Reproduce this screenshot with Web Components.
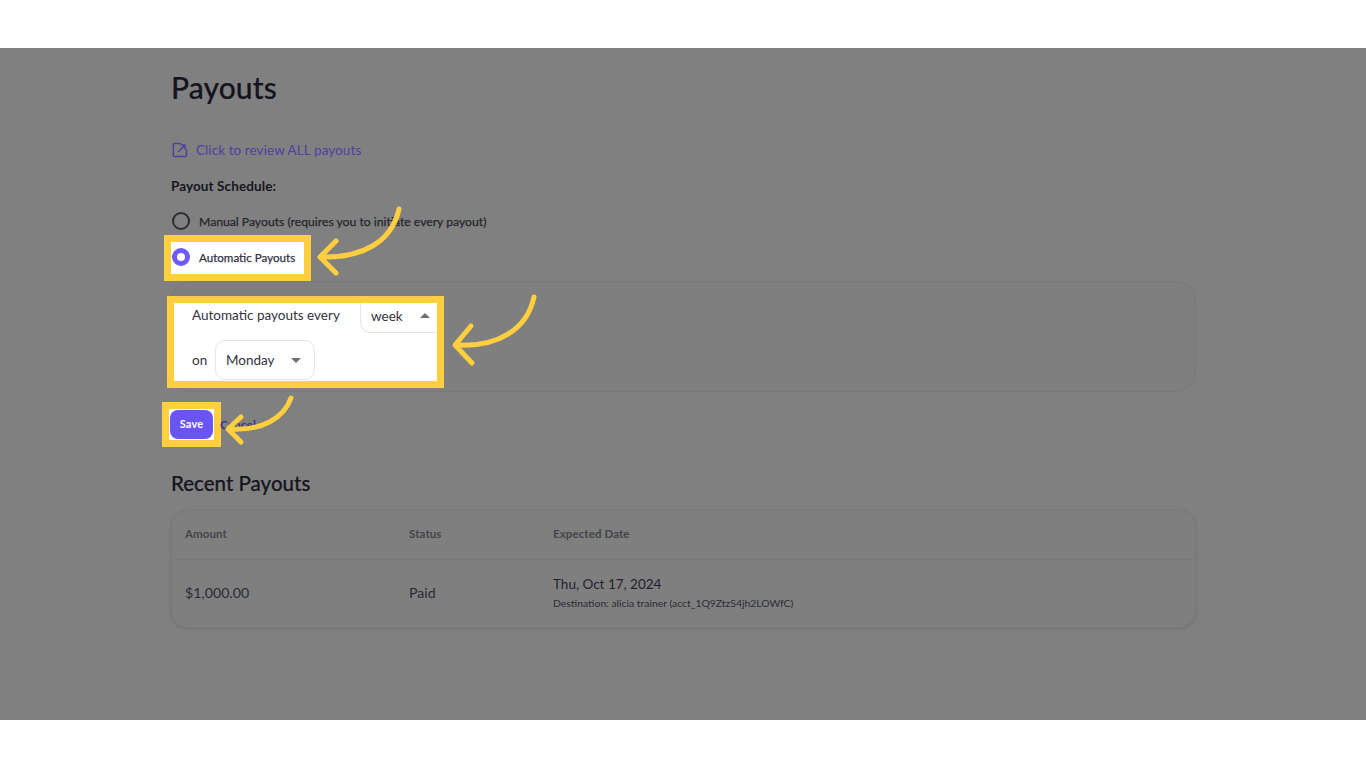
==
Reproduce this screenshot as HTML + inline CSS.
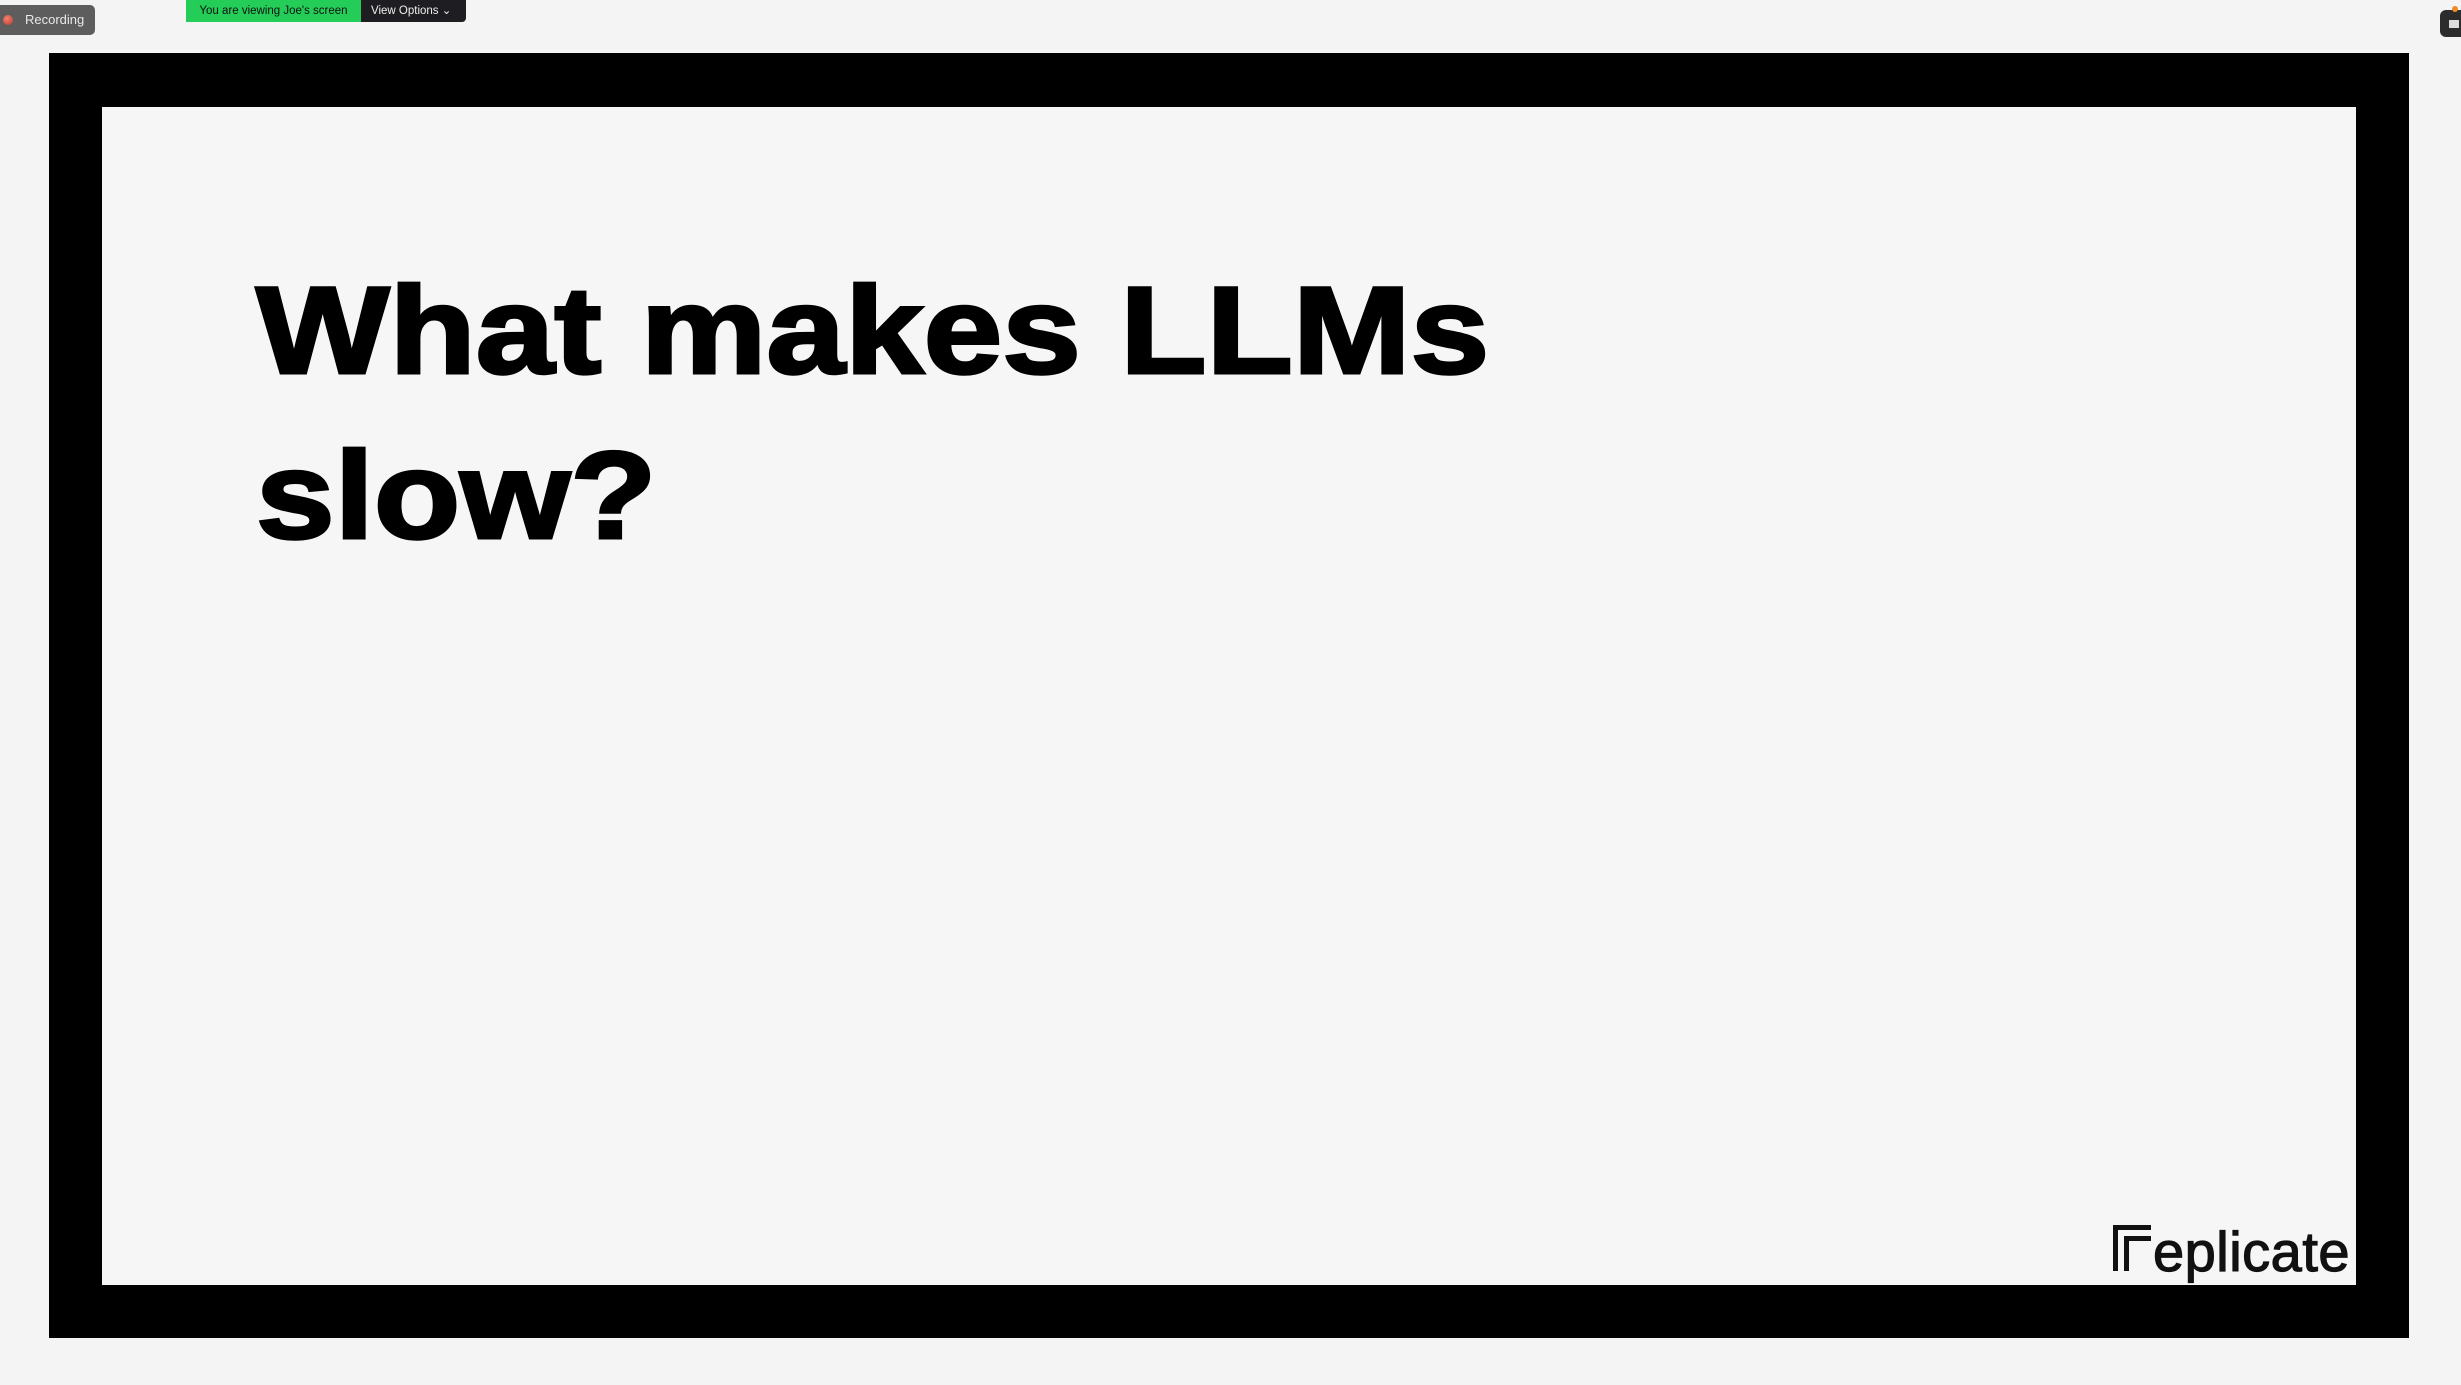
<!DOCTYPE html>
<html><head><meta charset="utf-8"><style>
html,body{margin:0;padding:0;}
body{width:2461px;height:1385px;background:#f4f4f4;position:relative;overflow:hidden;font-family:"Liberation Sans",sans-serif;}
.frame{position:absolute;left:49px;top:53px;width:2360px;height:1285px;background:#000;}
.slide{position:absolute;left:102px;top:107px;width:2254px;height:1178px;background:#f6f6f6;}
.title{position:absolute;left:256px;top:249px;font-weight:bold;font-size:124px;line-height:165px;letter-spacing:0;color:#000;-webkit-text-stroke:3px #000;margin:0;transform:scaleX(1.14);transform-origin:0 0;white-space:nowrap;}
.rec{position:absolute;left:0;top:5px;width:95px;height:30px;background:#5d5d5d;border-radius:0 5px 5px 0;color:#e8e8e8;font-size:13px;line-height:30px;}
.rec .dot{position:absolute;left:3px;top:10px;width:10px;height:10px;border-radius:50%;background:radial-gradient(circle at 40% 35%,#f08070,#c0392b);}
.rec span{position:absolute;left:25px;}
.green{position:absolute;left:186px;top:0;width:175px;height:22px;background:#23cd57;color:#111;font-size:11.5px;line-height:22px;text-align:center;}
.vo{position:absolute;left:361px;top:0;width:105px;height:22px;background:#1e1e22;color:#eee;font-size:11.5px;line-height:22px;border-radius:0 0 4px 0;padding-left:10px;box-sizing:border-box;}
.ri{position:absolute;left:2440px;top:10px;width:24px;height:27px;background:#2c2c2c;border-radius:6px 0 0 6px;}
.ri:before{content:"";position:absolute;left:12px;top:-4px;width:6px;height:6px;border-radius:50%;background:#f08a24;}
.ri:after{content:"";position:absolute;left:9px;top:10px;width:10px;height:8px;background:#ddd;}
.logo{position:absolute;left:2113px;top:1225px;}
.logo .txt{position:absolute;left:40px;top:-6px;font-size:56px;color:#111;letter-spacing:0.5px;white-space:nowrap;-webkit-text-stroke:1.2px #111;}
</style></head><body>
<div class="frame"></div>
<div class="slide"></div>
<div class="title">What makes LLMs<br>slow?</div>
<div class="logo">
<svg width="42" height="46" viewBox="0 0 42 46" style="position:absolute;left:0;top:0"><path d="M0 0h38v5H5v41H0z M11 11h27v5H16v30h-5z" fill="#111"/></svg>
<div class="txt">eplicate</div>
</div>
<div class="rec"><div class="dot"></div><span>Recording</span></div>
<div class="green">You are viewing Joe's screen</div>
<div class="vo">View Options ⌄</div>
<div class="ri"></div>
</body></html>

## Prompt:
Search the preceding listing for "this" and extract every line where it is found.

## Result of the exercise:
Reproduce this screenshot with Web Components.
Reproduce this screenshot as HTML + inline CSS.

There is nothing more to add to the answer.